How a Depression-Era Chili Stand Built the Snack Aisle You Know Today
How a Depression-Era Chili Stand Built the Snack Aisle You Know Today
Walk into any gas station, movie theater, or vending machine corridor in America and you'll find them: bags of corn chips in every conceivable flavor, stacked in rows like wallpaper. Fritos. Doritos. Tostitos. The whole crunchy, salty category feels as permanent and inevitable as the highway rest stop it's usually sold in. But the entire industry traces back to a single, improvised decision made by one man at a chili stand in San Antonio during the worst economic collapse in American history. And it very nearly never left Texas.
The Man With the Masa
In the early 1930s, Charles Elmer Doolin — known to most people as C.E. Doolin — was running a small candy and confectionery business in San Antonio that wasn't going particularly well. The Depression had hollowed out discretionary spending, and Doolin was looking for something he could sell cheaply, in volume, to people who didn't have much money to spend.
The answer came from a Mexican street vendor he encountered around 1932. The vendor was selling small, fried corn chips made from masa — the same corn dough used to make tortillas — that he'd been extruding through a hand-operated press. The chips were simple, cheap to produce, and almost infinitely shelf-stable. Doolin bought the recipe, the equipment, and the vendor's small customer list for $100. According to family accounts, he borrowed the money from his mother.
He named the chips Fritos — Spanish for "little fried things" — and started making them in the family kitchen. His mother, Daisy, reportedly cooked the first batches herself. Doolin would load them into his car and drive his route, selling bags to local diners and lunch counters. Production in those early days ran about ten pounds per hour. The margins were thin, the operation was barely organized, and the product had no name recognition outside of a few San Antonio neighborhoods.
From Kitchen to Company
What Doolin had that most Depression-era food entrepreneurs didn't was a genuine belief that the chip wasn't just a regional novelty — it was a product that could scale. He moved operations from San Antonio to Dallas in the late 1930s and began building out a more systematic manufacturing process. He developed a network of licensed distributors across Texas, then pushed into neighboring states.
The timing helped. World War II created food shortages that actually worked in the corn chip's favor. Fritos were calorie-dense, portable, and made from ingredients that weren't heavily rationed. The military purchased them. Workers on long shifts bought them. The chip that had started as a workaround for Depression-era scarcity turned out to be perfectly suited for wartime convenience.

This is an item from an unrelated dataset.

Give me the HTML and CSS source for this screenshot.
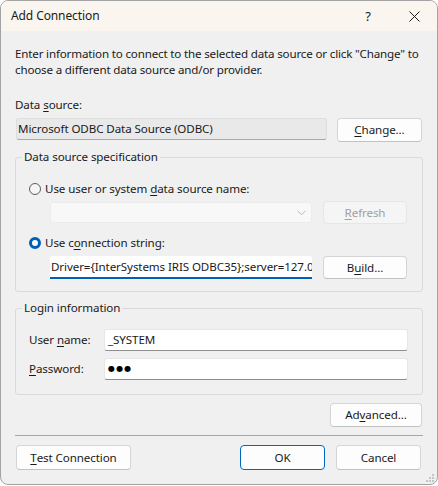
FILE: index.html
```html
<!DOCTYPE html>
<html>
<head>
<meta charset="utf-8">
<title>Add Connection</title>
<link rel="stylesheet" href="styles.css">
</head>
<body>
<div class="window">
  <div class="titlebar">
    <span class="title">Add Connection</span>
    <span class="tb-btn tb-help">?</span>
    <span class="tb-btn tb-close">
      <svg width="11" height="11" viewBox="0 0 11 11"><path d="M0.5 0.5 L10.5 10.5 M10.5 0.5 L0.5 10.5" stroke="#1a1a1a" stroke-width="1" fill="none"/></svg>
    </span>
  </div>
  <div class="content">
    <p class="desc">Enter information to connect to the selected data source or click "Change" to choose a different data source and/or provider.</p>
    <div class="label ds-label">Data <u>s</u>ource:</div>
    <div class="ds-row">
      <div class="field readonly">Microsoft ODBC Data Source (ODBC)</div>
      <button class="btn change-btn"><u>C</u>hange...</button>
    </div>
    <fieldset class="group spec">
      <legend>Data source specification</legend>
      <div class="group-body spec-body">
        <div class="radio-row"><span class="radio"></span><span>Use user or system <u>d</u>ata source name:</span></div>
        <div class="indent-row combo-row">
          <div class="combo">
            <svg class="chev" width="9" height="6" viewBox="0 0 9 6"><path d="M0.5 0.8 L4.5 4.8 L8.5 0.8" stroke="#b4b4b4" stroke-width="1" fill="none"/></svg>
          </div>
          <button class="btn side-btn disabled"><u>R</u>efresh</button>
        </div>
        <div class="radio-row radio2"><span class="radio checked"></span><span>Use c<u>o</u>nnection string:</span></div>
        <div class="indent-row conn-row">
          <div class="field conn"><span class="conn-text">Driver={InterSystems IRIS ODBC35};server=127.0.0</span></div>
          <button class="btn side-btn build-btn">B<u>u</u>ild...</button>
        </div>
      </div>
    </fieldset>
    <fieldset class="group login">
      <legend>Login information</legend>
      <div class="group-body login-body">
        <div class="form-row"><span class="form-label">User <u>n</u>ame:</span><div class="field text">_SYSTEM</div></div>
        <div class="form-row pw-row"><span class="form-label"><u>P</u>assword:</span><div class="field text pw">●●●</div></div>
      </div>
    </fieldset>
    <div class="adv-row"><button class="btn adv-btn">Ad<u>v</u>anced...</button></div>
    <div class="sep"></div>
    <div class="footer">
      <button class="btn test-btn"><u>T</u>est Connection</button>
      <div class="footer-right">
        <button class="btn ok-btn">OK</button>
        <button class="btn cancel-btn">Cancel</button>
      </div>
    </div>
  </div>
  <svg class="grip" width="9" height="9" viewBox="0 0 9 9">
    <rect x="6" y="0" width="2" height="2" fill="#c4c4c4"/>
    <rect x="3" y="3" width="2" height="2" fill="#c4c4c4"/>
    <rect x="6" y="3" width="2" height="2" fill="#c4c4c4"/>
    <rect x="0" y="6" width="2" height="2" fill="#c4c4c4"/>
    <rect x="3" y="6" width="2" height="2" fill="#c4c4c4"/>
    <rect x="6" y="6" width="2" height="2" fill="#c4c4c4"/>
  </svg>
</div>
</body>
</html>
```

FILE: styles.css
```css
html, body {
  margin: 0;
  padding: 0;
  background: #ffffff;
}

body {
  font-family: "Segoe UI", "Noto Sans", "Open Sans", sans-serif;
  font-size: 11.6px;
  letter-spacing: -0.1px;
  line-height: 16px;
  color: #1a1a1a;
}

u {
  text-decoration: underline;
  text-underline-offset: 2px;
}

.window {
  box-sizing: border-box;
  width: 438px;
  height: 485px;
  border: 1px solid #a3a3a3;
  border-radius: 8px;
  background: #f0f0f0;
  overflow: hidden;
  position: relative;
  display: flex;
  flex-direction: column;
}

.titlebar {
  height: 30px;
  flex: none;
  background: #faf5ef;
  display: flex;
  align-items: center;
  padding-left: 10px;
}

.title {
  flex: 1;
  font-size: 12px;
}

.tb-btn {
  width: 46px;
  height: 30px;
  display: flex;
  align-items: center;
  justify-content: center;
}

.tb-help {
  font-size: 13px;
}

.content {
  padding: 15px 14px 0 14px;
  display: flex;
  flex-direction: column;
}

.desc {
  margin: 0;
  letter-spacing: -0.17px;
}

.ds-label {
  margin-top: 19px;
}

.ds-row {
  margin-top: 5px;
  display: flex;
  align-items: flex-start;
}

.field {
  box-sizing: border-box;
  height: 22px;
  display: flex;
  align-items: center;
  white-space: nowrap;
  overflow: hidden;
}

.readonly {
  width: 311px;
  margin-left: 1px;
  padding-left: 1px;
  background: #e9e9e9;
  border: 1px solid #dedede;
  border-bottom-color: #a8a8a8;
  border-radius: 3px;
}

.btn {
  box-sizing: border-box;
  font: inherit;
  letter-spacing: inherit;
  color: #1a1a1a;
  background: #fdfdfd;
  border: 1px solid #d5d5d5;
  border-bottom-color: #c2c2c2;
  border-radius: 4px;
  padding: 0;
  margin: 0;
  display: flex;
  align-items: center;
  justify-content: center;
}

.change-btn {
  margin-left: auto;
  margin-right: 1px;
  width: 85px;
  height: 24px;
}

.group {
  margin: 0;
  padding: 0;
  min-width: 0;
  border: 1px solid #dadada;
  border-radius: 3px;
}

.group legend {
  margin-left: 6px;
  padding: 0 2px;
  line-height: 16px;
}

.spec {
  margin-top: 7px;
}

.group-body {
  display: flex;
  flex-direction: column;
}

.spec-body {
  padding: 16px 15px 12px 13px;
}

.radio-row {
  display: flex;
  align-items: center;
  height: 16px;
}

.radio {
  box-sizing: border-box;
  width: 12px;
  height: 12px;
  border-radius: 50%;
  border: 1px solid #5c5c5c;
  background: #f6f6f6;
  margin-right: 4px;
  flex: none;
}

.radio.checked {
  border: 3.5px solid #005fb8;
  background: #ffffff;
}

.indent-row {
  display: flex;
  align-items: flex-start;
  margin-left: 21px;
}

.combo-row {
  margin-top: 4px;
}

.combo {
  box-sizing: border-box;
  width: 262px;
  height: 21px;
  margin-top: 1px;
  background: #f8f8f8;
  border: 1px solid #ececec;
  border-radius: 3px;
  display: flex;
  align-items: center;
  justify-content: flex-end;
  padding-right: 5px;
}

.side-btn {
  margin-left: 11px;
  width: 84px;
  height: 23px;
}

.btn.disabled {
  background: #f5f5f5;
  border-color: #e6e6e6;
  color: #a0a0a0;
}

.radio2 {
  margin-top: 11px;
}

.conn-row {
  margin-top: 5px;
}

.conn {
  width: 262px;
  flex: none;
  height: 23px;
  padding-left: 1px;
  background: #ffffff;
  border-bottom: 2px solid #005fb8;
  border-radius: 3px 3px 0 0;
  overflow: hidden;
}

.conn-text {
  white-space: nowrap;
}

.login {
  margin-top: 8px;
}

.login-body {
  padding: 13px 14px 14px 13px;
}

.form-row {
  display: flex;
  align-items: center;
}

.pw-row {
  margin-top: 7px;
}

.form-label {
  width: 75px;
  flex: none;
}

.text {
  width: 304px;
  padding-left: 3px;
  background: #ffffff;
  border: 1px solid #e6e6e6;
  border-bottom-color: #8e8e8e;
  border-radius: 3px;
}

.pw {
  font-family: "DejaVu Sans", sans-serif;
  font-size: 8px;
  letter-spacing: 1.2px;
  color: #000;
}

.adv-row {
  margin-top: 8px;
  display: flex;
  justify-content: flex-end;
}

.adv-btn {
  width: 92px;
  height: 24px;
  margin-right: 1px;
}

.sep {
  margin-top: 8px;
  height: 0;
  border-top: 1px solid #a6a6a6;
}

.footer {
  margin-top: 9px;
  display: flex;
  justify-content: space-between;
}

.footer .btn {
  height: 25px;
}

.test-btn {
  width: 115px;
  margin-left: 1px;
}

.footer-right {
  display: flex;
  gap: 11px;
  margin-right: 2px;
}

.ok-btn {
  width: 85px;
  border-color: #0067c0;
}

.cancel-btn {
  width: 85px;
}

.grip {
  position: absolute;
  right: 2px;
  bottom: 1px;
}
```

By the late 1940s, Fritos were a regional phenomenon. Doolin partnered with Herman Lay — a snack food distributor running a parallel operation built around potato chips out of Nashville — and the two companies began operating in tandem across overlapping markets. In 1961, the Frito Company and H.W. Lay & Company merged to form Frito-Lay, creating the infrastructure that would eventually sit inside PepsiCo and define the American snack industry for the next half century.
The Disneyland Deal That Created Doritos
But Fritos are only half the story. The other half begins at a theme park.
In the early 1960s, Frito-Lay was operating a restaurant inside Disneyland called Casa de Fritos — a fast food Mexican concept that used Fritos products as a cornerstone of its menu. The restaurant was buying its tortillas from a local vendor, and at some point, kitchen staff noticed that the vendor was salvaging stale, unsold tortillas by frying them with seasoning rather than throwing them away. The fried scraps were being sold cheaply at the park and disappearing fast.
Frito-Lay executives saw what was happening and recognized it immediately. They licensed the concept, worked with their product development team to standardize a seasoned, triangular tortilla chip, and in 1966 launched Doritos nationally. The name, loosely translated, means "little golden things" in Spanish. The original flavor was plain toasted corn. Nacho Cheese followed in 1972 and changed everything — it became one of the best-selling snack flavors in American history and established the template for the hyper-flavored chip category that still drives billions in annual sales.
Scarcity as the Mother of Invention
What's striking when you trace this whole line back to its source is how much of it was improvised under pressure. Doolin wasn't a food scientist or a venture-backed entrepreneur. He was a guy with $100, a borrowed recipe, and a Depression-era instinct for finding products people could afford to buy. The Doritos origin is even more bottom-up — a kitchen staff quietly solving a waste problem and stumbling into a national product.
The corn chip industry didn't emerge from a lab or a corporate strategy deck. It emerged from people making something useful out of what they had, in circumstances that didn't leave a lot of room for waste.
Every time you reach into a bag of chips without thinking about it — at a desk, on a couch, in a car — you're at the end of a very long chain that starts with a hand press in a San Antonio kitchen, a vendor who needed to move his masa, and a man who saw something in a $100 gamble that most people would have walked right past.